Va tan profundo que no nos damos cuenta. El amor que aprendimos es una forma de propiedad sobre otro ser humano. Aquel amor romántico, cantado en valses y bachatas; y su ideal carnal, chapurreado en reguetones y salsas pornográficas, son relaciones donde alguien se adueña de alguien, o alguien permite ser convertido en “propiedad privada”. Nuestro léxico erótico está imbuido de la idea: “hacerte mía”, “ser tuya”, la “posesión”, la “entrega”. Hacerte esto y lo otro, incluida tu carne y tu apariencia, tal como uno puede hacerle cosas a su motocar u otro objeto que puedo usar según me plazca. Amor de cambio de placas.
Alguien (tu flaco o flaca) pasa a ser parte de tu patrimonio, se somete a tu ámbito. Pero, contradictoriamente, esa propiedad nuestra suele mostrar iniciativa propia, puede burlar el contrato, incluso rechazarnos. Después de todo lo que creemos que ofrecimos. Sin respetar los costos incurridos. Lógicamente, si concebimos el amor de esa manera, si tu novio es “tuyo”, si tu mujer es “tuya”, los celos representan el legítimo cuidado de la propia inversión, para que otros no disfruten, deslealmente, de ella. Tiene sentido exigir a tu pareja las contraseñas del celular y monitorear sus intercambios con otras personas. Tiene sentido controlar sus movimientos y castigar sus infracciones, reales o imaginadas. Tiene sentido debilitarla, matarla, “para que no sea de otro”. Es una idea morbosa del amor, compartida por hombres y mujeres, aunque ellas son las principales víctimas, de lejos. La verdad simple, que solo somos dueños de nosotros mismos, ha sido sanguinolentamente obliterada.

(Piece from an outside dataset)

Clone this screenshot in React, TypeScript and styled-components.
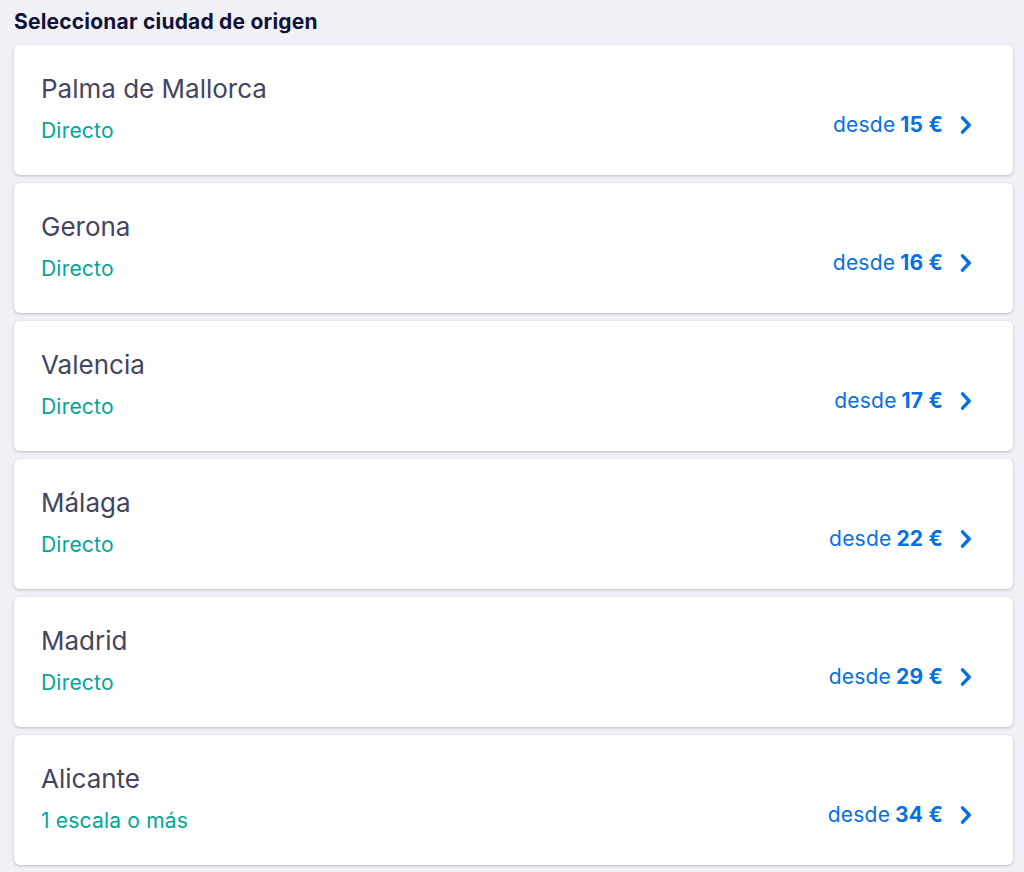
import React from 'react';
import styled, { createGlobalStyle } from 'styled-components';

const GlobalStyle = createGlobalStyle`
  html, body {
    margin: 0;
    padding: 0;
    background: #f0f1f7;
    font-family: Inter, "Noto Sans", "Liberation Sans", sans-serif;
  }
`;

interface Origin {
  city: string;
  stops: string;
  price: number;
}

const origins: Origin[] = [
  { city: 'Palma de Mallorca', stops: 'Directo', price: 15 },
  { city: 'Gerona', stops: 'Directo', price: 16 },
  { city: 'Valencia', stops: 'Directo', price: 17 },
  { city: 'Málaga', stops: 'Directo', price: 22 },
  { city: 'Madrid', stops: 'Directo', price: 29 },
  { city: 'Alicante', stops: '1 escala o más', price: 34 },
];

const Chevron: React.FC = () => (
  <ChevronSvg viewBox="0 0 12 20" aria-hidden>
    <path d="M2.5 2.8 L9.3 10 L2.5 17.2" fill="none" stroke="currentColor" strokeWidth="3.4" strokeLinecap="round" strokeLinejoin="round" />
  </ChevronSvg>
);

const OriginCard: React.FC<{ origin: Origin }> = ({ origin }) => (
  <Card>
    <Info>
      <City>{origin.city}</City>
      <Stops>{origin.stops}</Stops>
    </Info>
    <Price>
      desde <strong>{origin.price} €</strong>
      <Chevron />
    </Price>
  </Card>
);

export default function App() {
  return (
    <>
      <GlobalStyle />
      <Page>
        <Title>Seleccionar ciudad de origen</Title>
        <List>
          {origins.map((o) => (
            <OriginCard key={o.city} origin={o} />
          ))}
        </List>
      </Page>
    </>
  );
}

const Page = styled.div`
  padding: 9px 11px 7px 14px;
`;

const Title = styled.h1`
  margin: 0 0 10px;
  font-size: 21px;
  line-height: 26px;
  font-weight: 700;
  letter-spacing: 0.2px;
  color: #111236;
`;

const List = styled.div`
  display: flex;
  flex-direction: column;
  gap: 8px;
`;

const Card = styled.div`
  display: flex;
  justify-content: space-between;
  align-items: flex-end;
  height: 130px;
  box-sizing: border-box;
  padding: 28px 41px 31px 27px;
  background: #fff;
  border-radius: 6px;
  box-shadow: 0 1px 3px rgba(37, 32, 31, 0.25);
`;

const Info = styled.div`
  display: flex;
  flex-direction: column;
  align-self: stretch;
  justify-content: space-between;
`;

const City = styled.div`
  font-size: 26px;
  line-height: 32px;
  color: #444560;
`;

const Stops = styled.div`
  font-size: 21px;
  line-height: 26px;
  letter-spacing: 0.2px;
  color: #00a698;
`;

const Price = styled.div`
  display: flex;
  align-items: center;
  font-size: 21px;
  line-height: 26px;
  letter-spacing: 0.2px;
  color: #0770e3;
  margin-bottom: 6px;

  strong {
    font-weight: 700;
    margin-left: 5px;
  }
`;

const ChevronSvg = styled.svg`
  width: 12px;
  height: 20px;
  margin-left: 17px;
`;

Las ecofeministas han comprobado que esta idea de la propiedad sobre otros seres animados no se limita al amor heterosexual; sino que constituye una visión de mundo, que se aplica a todo aquello que se considera salvaje o deshonroso y debe ser, en consecuencia, disciplinado: La naturaleza, los pueblos nativos, los homosexuales, los niños, los locos, entre otros. Michel Foucault ha revelado los mecanismos de represión contra quienes transgreden la ortodoxia patriarcal. El problema es que un río no tiene más remedio que ser río, una mujer solo puede ser mujer, un lobo no tiene más remedio que ser lobo y un niño solo puede ser un niño. Se les castiga por el pecado de ser, por odio a su naturaleza. Por eso hablamos de crímenes de odio. Pero la devastación de los bosques, la intoxicación de arroyos y lagunas, el embasuramiento de las playas –los verdaderos actos contra natura, que cometemos todos los días– son también crímenes de odio. O nacen de un amor procaz y retorcido, incapaz de contemplar sin mancillar, de gozar sin invadir, de encontrar complacencia sin herir.
Por eso, la defensa de la naturaleza y la defensa de la mujer van de la mano. Y son pilares de la democracia. Porque mientras la mayor parte de la humanidad y toda cosa silvestre sean objetos cuya existencia solo se justifica si han sido sojuzgados y mancillados, será irrisorio insistir en que somos iguales ante la ley. Amor - ecología - democracia.